Bütün bunlar ortadayken, 27 Mayıs’ı 12 Mart ve 12 Eylül faşist darbeleriyle aynı kefeye koymak tam anlamıyla aymazlıktır. Dahası bilimsel temellerden yoksun, tarihsel olgularla çelişen, siyasal kanıtlara dayanmayan, keyfi ve “ideolojik” bir değerlendirmedir. Bilimsel hiçbir değeri yoktur. Tarihi gerçekler ve olgularla çelişmektedir.
Her darbe gerici ve faşist değildir. Tıpkı Portekiz’de 1974’te 40 yıllık faşist Salazar Rejimini yıkan, demokrasi getiren, solun üzerindeki yasakları kaldıran, siyasal tutukluları ve hükümlüleri özgürleştiren ‘Karanfil Devrimi’ gibi. Bütün sömürgelerin bağımsızlığını tanıyan ve Portekiz demokrasisini kuran “Karanfil Devrimi’ne neden karşı çıkmamız gerekiyor?
Portekiz Karanfil Devrimi, sırf devrimci genç subayların öncülüğünde gerçekleşti diye, Şili’de 1973 faşist Pinochet darbesiyle aynı kefeye koymak hem saçmadır hem de akıl ve bilim dışıdır. Şili’de 30 bin muhalifi öldürerek betonlara gömen, stadyumlarda kurşuna dizen, ülkenin yarısını işkenceden geçiren, yüzbinlerce insanı tutuklayan ve 17 yıl Şili’yi vahşi bir terörle yöneten Pinochet darbesiyle, ülkesine demokrasi ve özgürlük, sömürgelerine de bağımsızlık getiren Portekiz Karanfil Devrimi nasıl aynı kefeye konulabilir! Bunu yapmak için ya baştan çıkmış bir liberal ya cahil bir muhafazakâr ya gözü dönmüş bir gerici ya da salak olmak gereklidir.

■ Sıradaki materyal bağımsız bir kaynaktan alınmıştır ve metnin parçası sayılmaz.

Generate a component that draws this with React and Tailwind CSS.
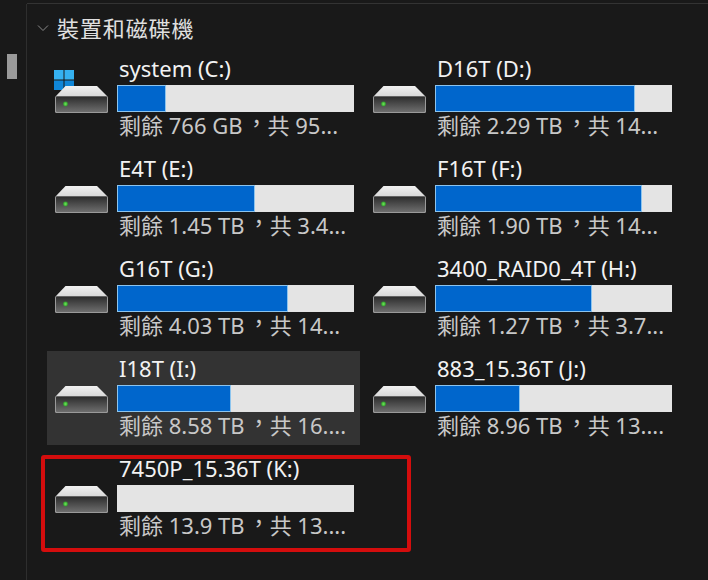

Sonuç olarak şu tespiti yapabiliriz; 27 Mayıs Cumhuriyet Devriminin “demokratik” boyutunu tamamlayan bir siyasal eylem, bu devrimin ikinci etabıdır. Bugün Batı Avrupa ülkelerinde bile bulunmayan ölçüde özgürlükçü olan 1961 Anayasası’nın tarihsel anlamı budur. Kemalistlerin son zaferidir. Çünkü 27 Mayıs’tan sonra onlar, yani Kemalistler için bir tasfiye süreci başlamıştır.